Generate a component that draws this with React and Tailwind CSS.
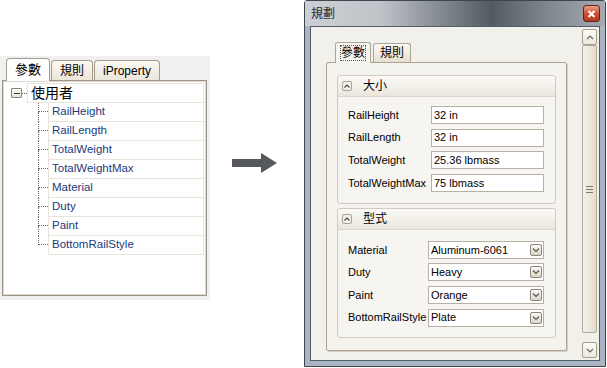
import { useState } from "react"

const treeRows = [
  "RailHeight",
  "RailLength",
  "TotalWeight",
  "TotalWeightMax",
  "Material",
  "Duty",
  "Paint",
  "BottomRailStyle",
]

const sizeRows = [
  { label: "RailHeight", value: "32 in" },
  { label: "RailLength", value: "32 in" },
  { label: "TotalWeight", value: "25.36 lbmass" },
  { label: "TotalWeightMax", value: "75 lbmass" },
]

const typeRows = [
  { label: "Material", value: "Aluminum-6061" },
  { label: "Duty", value: "Heavy" },
  { label: "Paint", value: "Orange" },
  { label: "BottomRailStyle", value: "Plate" },
]

/* ---------------------------
   LEFT: BROWSER TREE
--------------------------- */

function TreeRow({ name, last }) {
  return (
    <div className="flex h-[19px]">
      <div className="w-[10px] flex flex-col">
        <div className="h-[9px] border-l border-b border-dotted border-[#6b6b6b]" />
        <div className={`flex-1 ${last ? "" : "border-l border-dotted border-[#6b6b6b]"}`} />
      </div>
      <div className="flex-1 flex items-center pl-[3px] border-r border-b border-l border-[#e8e4d9] text-[11.5px] text-[#22397a]">
        {name}
      </div>
    </div>
  )
}

function LeftPanel() {
  const [tab, setTab] = useState(0)
  const tabs = ["參數", "規則", "iProperty"]

  return (
    <div className="mt-[56px] w-[210px] h-[244px] bg-[#f0f0f0] pl-[2px] pt-[2px] flex flex-col">

      {/* tabs */}
      <div className="flex items-end h-[22px] pl-[4px] gap-[1px]">
        {tabs.map((t, i) => (
          <button
            key={t}
            onClick={() => setTab(i)}
            className={
              i === tab
                ? "relative z-10 -mb-px h-[23px] px-[8px] border border-b-0 border-[#a39a8c] rounded-t-[4px] bg-white text-[13px] text-black"
                : "h-[20px] px-[8px] border border-b-0 border-[#a39a8c] rounded-t-[4px] bg-[linear-gradient(#faf8f3,#ebe6da)] text-[12px] text-black"
            }
          >
            {t}
          </button>
        ))}
      </div>

      {/* tree box */}
      <div className="w-[205px] h-[216px] border border-[#9d9488] bg-white shadow-[inset_0_0_0_1px_#ddd8cf] pt-[2px] pr-[2px]">

        <div className="flex items-center h-[20px]">
          <div className="ml-[8px] w-[11px] h-[10px] border border-[#8a8171] rounded-[1px] bg-[linear-gradient(#fff,#e9e4d8)] flex items-center justify-center">
            <div className="w-[6px] h-[1px] bg-[#3a3a3a]" />
          </div>
          <div className="w-[5px] border-t border-dotted border-[#6b6b6b]" />
          <div className="flex-1 h-full flex items-center pl-[3px] border border-[#e8e4d9] text-[14px] text-black">
            使用者
          </div>
        </div>

        <div className="ml-[35px]">
          {treeRows.map((r, i) => (
            <TreeRow key={r} name={r} last={i === treeRows.length - 1} />
          ))}
        </div>

      </div>
    </div>
  )
}

/* ---------------------------
   RIGHT: DIALOG
--------------------------- */

function DropButton() {
  return (
    <div className="w-[12px] h-[12px] border border-[#8c8477] rounded-[2px] bg-[linear-gradient(#fbfaf6,#dcd6c9)] flex items-center justify-center">
      <svg width="8" height="6" viewBox="0 0 8 6">
        <path d="M1 1.5 L4 4.5 L7 1.5" fill="none" stroke="#5b544a" strokeWidth="1.2" />
      </svg>
    </div>
  )
}

function ParamRow({ label, value, labelWidth, dropdown }) {
  return (
    <div className="flex items-center h-[18px]">
      <div className="text-[11px] text-black" style={{ width: labelWidth }}>
        {label}
      </div>
      <div className="flex-1 h-full bg-white border border-[#b8b1a3] flex items-center justify-between pl-[2px] pr-[1px] text-[11px] text-black">
        <span>{value}</span>
        {dropdown && <DropButton />}
      </div>
    </div>
  )
}

function Group({ title, rows, labelWidth, dropdown, pt, pb }) {
  return (
    <div className="border border-[#d2cbbd] rounded-[3px] bg-[#f7f5f1]">
      <div className="h-[21px] flex items-center border-b border-[#ded8cb] bg-[linear-gradient(#fbfaf7,#ebe6dc)] rounded-t-[3px]">
        <div className="ml-[4px] w-[10px] h-[10px] border border-[#aaa293] rounded-[2px] bg-[#f3f0e8] flex items-center justify-center">
          <svg width="6" height="4" viewBox="0 0 6 4">
            <path d="M0.5 3.5 L3 1 L5.5 3.5" fill="none" stroke="#4a4339" strokeWidth="1.1" />
          </svg>
        </div>
        <span className="ml-[11px] text-[12px] text-black">{title}</span>
      </div>
      <div className={`flex flex-col gap-[4.6px] pl-[10px] pr-[11px] ${pt} ${pb}`}>
        {rows.map((r) => (
          <ParamRow key={r.label} {...r} labelWidth={labelWidth} dropdown={dropdown} />
        ))}
      </div>
    </div>
  )
}

function ScrollBar() {
  return (
    <div className="mt-[2px] w-[15px] h-[329px] flex flex-col">
      <div className="h-[16px] border border-[#a59c8c] rounded-[2px] bg-[linear-gradient(#fcfbf8,#ebe7dd)] flex items-center justify-center">
        <svg width="8" height="5" viewBox="0 0 8 5">
          <path d="M1 4 L4 1 L7 4" fill="none" stroke="#6b6357" strokeWidth="1.1" />
        </svg>
      </div>
      <div className="h-[288px] border border-[#b3ab9a] rounded-[2px] bg-[linear-gradient(to_right,#f4f1e8,#e4decf)] flex items-center justify-center">
        <div className="flex flex-col gap-[2px]">
          <div className="w-[7px] h-[1px] bg-[#7d766b]" />
          <div className="w-[7px] h-[1px] bg-[#7d766b]" />
          <div className="w-[7px] h-[1px] bg-[#7d766b]" />
        </div>
      </div>
      <div className="flex-1" />
      <div className="h-[16px] border border-[#a59c8c] rounded-[2px] bg-[linear-gradient(#fcfbf8,#ebe7dd)] flex items-center justify-center">
        <svg width="8" height="5" viewBox="0 0 8 5">
          <path d="M1 1 L4 4 L7 1" fill="none" stroke="#6b6357" strokeWidth="1.1" />
        </svg>
      </div>
    </div>
  )
}

function Dialog() {
  const [tab, setTab] = useState(0)
  const tabs = ["參數", "規則"]

  return (
    <div className="w-[302px] h-[367px] border border-[#3d454f] rounded-t-[3px] bg-[#a9b5c2] flex flex-col">

      {/* title bar */}
      <div className="h-[25px] flex items-center justify-between pl-[6px] pr-[5px] bg-[linear-gradient(to_right,#ccd0d4_0%,#bfc4c9_25%,#7b8288_48%,#535a61_62%,#7e858c_80%,#a4aab0_100%)]">
        <span className="text-[12px] text-[#1e2630]">規劃</span>
        <div className="w-[17px] h-[17px] border border-[#5d2418] rounded-[3px] bg-[linear-gradient(#ee9a83,#cf4a30_55%,#b8381f)] flex items-center justify-center">
          <svg width="9" height="8" viewBox="0 0 9 8">
            <path d="M1.5 1 L7.5 7 M7.5 1 L1.5 7" stroke="white" strokeWidth="2" />
          </svg>
        </div>
      </div>

      {/* client */}
      <div className="flex-1 mx-[5px] mb-[5px] border border-[#525d69] bg-[#f2f0ea] flex pl-[15px] pr-[2px]">

        <div className="w-[241px] pt-[15px] flex flex-col">

          <div className="flex items-end h-[20px] pl-[9px] gap-[2px]">
            {tabs.map((t, i) => (
              <button
                key={t}
                onClick={() => setTab(i)}
                className={
                  i === tab
                    ? "relative z-10 -mb-px h-[21px] px-[5px] border border-b-0 border-[#aea596] rounded-t-[3px] bg-[#f6f4ef] text-[12px] text-black"
                    : "h-[19px] px-[6px] border border-b-0 border-[#aea596] rounded-t-[3px] bg-[linear-gradient(#faf8f3,#e6e0d3)] text-[12px] text-black"
                }
              >
                <span className={i === tab ? "outline outline-1 outline-dotted outline-[#555]" : ""}>{t}</span>
              </button>
            ))}
          </div>

          <div className="h-[289px] border border-[#aca393] rounded-[2px] bg-[#f5f3ee] shadow-[1px_1px_0_#d6d0c4] px-[10px] pt-[12px] flex flex-col gap-[4px]">
            <Group title="大小" rows={sizeRows} labelWidth={83} pt="pt-[9px]" pb="pb-[11px]" />
            <Group title="型式" rows={typeRows} labelWidth={80} dropdown pt="pt-[11px]" pb="pb-[10px]" />
          </div>

        </div>

        <div className="ml-[15px]">
          <ScrollBar />
        </div>

      </div>
    </div>
  )
}

export default function App() {
  return (
    <div className="w-[607px] h-[368px] bg-white flex items-start font-['Liberation_Sans','Noto_Sans_CJK_TC',sans-serif]">

      <LeftPanel />

      {/* arrow */}
      <div className="w-[94px] h-full flex items-start">
        <svg className="mt-[152px] ml-[22px]" width="46" height="22" viewBox="0 0 46 22">
          <path d="M0 7 H29 V1 L45 11 L29 21 V15 H0 Z" fill="#55595e" />
        </svg>
      </div>

      <Dialog />

    </div>
  )
}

▸ **TASK DESCRIPTION**: The lines from the top of the data above through the one holding "w-[210px] h-[244px] bg-[#f0f0f0]" are to be repeated exactly, and only those, with no pictures.

▸ **TASK RESPONSE**:
Generate a component that draws this with React and Tailwind CSS.
import { useState } from "react"

const treeRows = [
  "RailHeight",
  "RailLength",
  "TotalWeight",
  "TotalWeightMax",
  "Material",
  "Duty",
  "Paint",
  "BottomRailStyle",
]

const sizeRows = [
  { label: "RailHeight", value: "32 in" },
  { label: "RailLength", value: "32 in" },
  { label: "TotalWeight", value: "25.36 lbmass" },
  { label: "TotalWeightMax", value: "75 lbmass" },
]

const typeRows = [
  { label: "Material", value: "Aluminum-6061" },
  { label: "Duty", value: "Heavy" },
  { label: "Paint", value: "Orange" },
  { label: "BottomRailStyle", value: "Plate" },
]

/* ---------------------------
   LEFT: BROWSER TREE
--------------------------- */

function TreeRow({ name, last }) {
  return (
    <div className="flex h-[19px]">
      <div className="w-[10px] flex flex-col">
        <div className="h-[9px] border-l border-b border-dotted border-[#6b6b6b]" />
        <div className={`flex-1 ${last ? "" : "border-l border-dotted border-[#6b6b6b]"}`} />
      </div>
      <div className="flex-1 flex items-center pl-[3px] border-r border-b border-l border-[#e8e4d9] text-[11.5px] text-[#22397a]">
        {name}
      </div>
    </div>
  )
}

function LeftPanel() {
  const [tab, setTab] = useState(0)
  const tabs = ["參數", "規則", "iProperty"]

  return (
    <div className="mt-[56px] w-[210px] h-[244px] bg-[#f0f0f0] pl-[2px] pt-[2px] flex flex-col">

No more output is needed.